Artist: Black Angels
Austin psychedelic rock band The Black Angels have released their newest effort, and with it comes the track “Comanche Moon”. Here we see the band (as far as I’m concerned) at peak form. In one moment this track simmers in dark psychedelia, showcasing the band’s haunting vocal harmonies, the depth of their arrangements. In the next, a switch is flipped, and the track lurches forward in unison, the guitars reminding us just how distorted they can get.
This track sees clearly both polarities of The Black Angels sound. As the song progresses, they manage to combine these two extremes together, showcasing a choice ability to filter a certain musical idea so that it can be blended with another. On first listen, this track seemed undecided about what it wanted to be, but with further listens I’ve come to admire the coherence that it finds in the simple addition and subtraction of sounds.
Track: "Morning Of"
Artists: The JuJu
Dropping his pseudonym, Donnie Trumpet, for his birth name, Nico Segal brings us his latest album. The Social Experiment member’s latest project, The JuJu, is an experimental and modern jazz instrumental album that does not disappoint. The opening track “Morning Of” explores a collage-like landscape where each musician's contribution flows between jam and cohesive flow.

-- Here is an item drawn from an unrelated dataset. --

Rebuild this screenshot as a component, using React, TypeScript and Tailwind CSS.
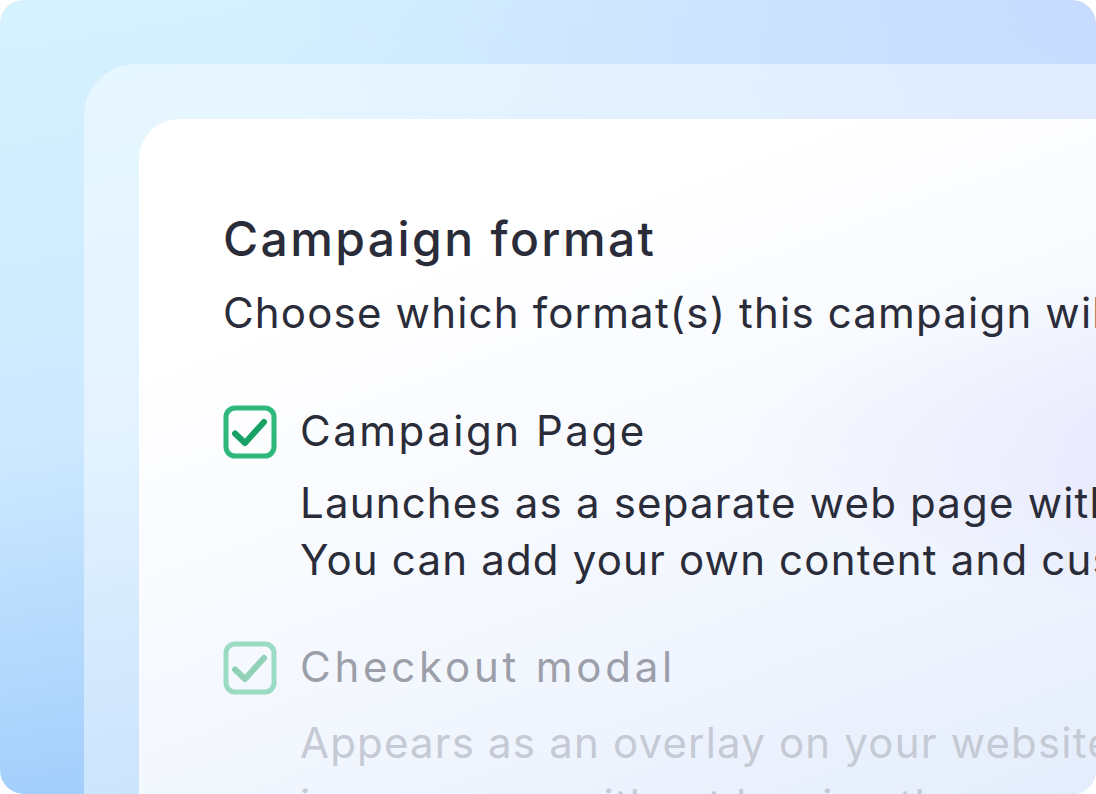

It’s been a great couple years for modern jazz and we are looking forward to what Nico and his crew have in store for us on the next project.
Album: Out In The Storm
Last week, Waxahatchee released the first single off their fourth record Out In The Storm, which is set to be released this July. The album draws inspiration from ending a relationship and the aftermath of the breakup. “Silver” tells the story of falling out of love with a partner, being able to see the world outside your partnership, and thus, be able to enter the storm without breaking down. The guitar-driven, indie rock tune (reminiscent of Doolittle-era Pixies) rings with the emotional intimacy that we have come to expect from Katie Crutchfield. Detailed, poignant, and packed with subtlety, “Silver” gives us the power to “go out in the storm” without fear that we will be swept up in a tornado of our emotions.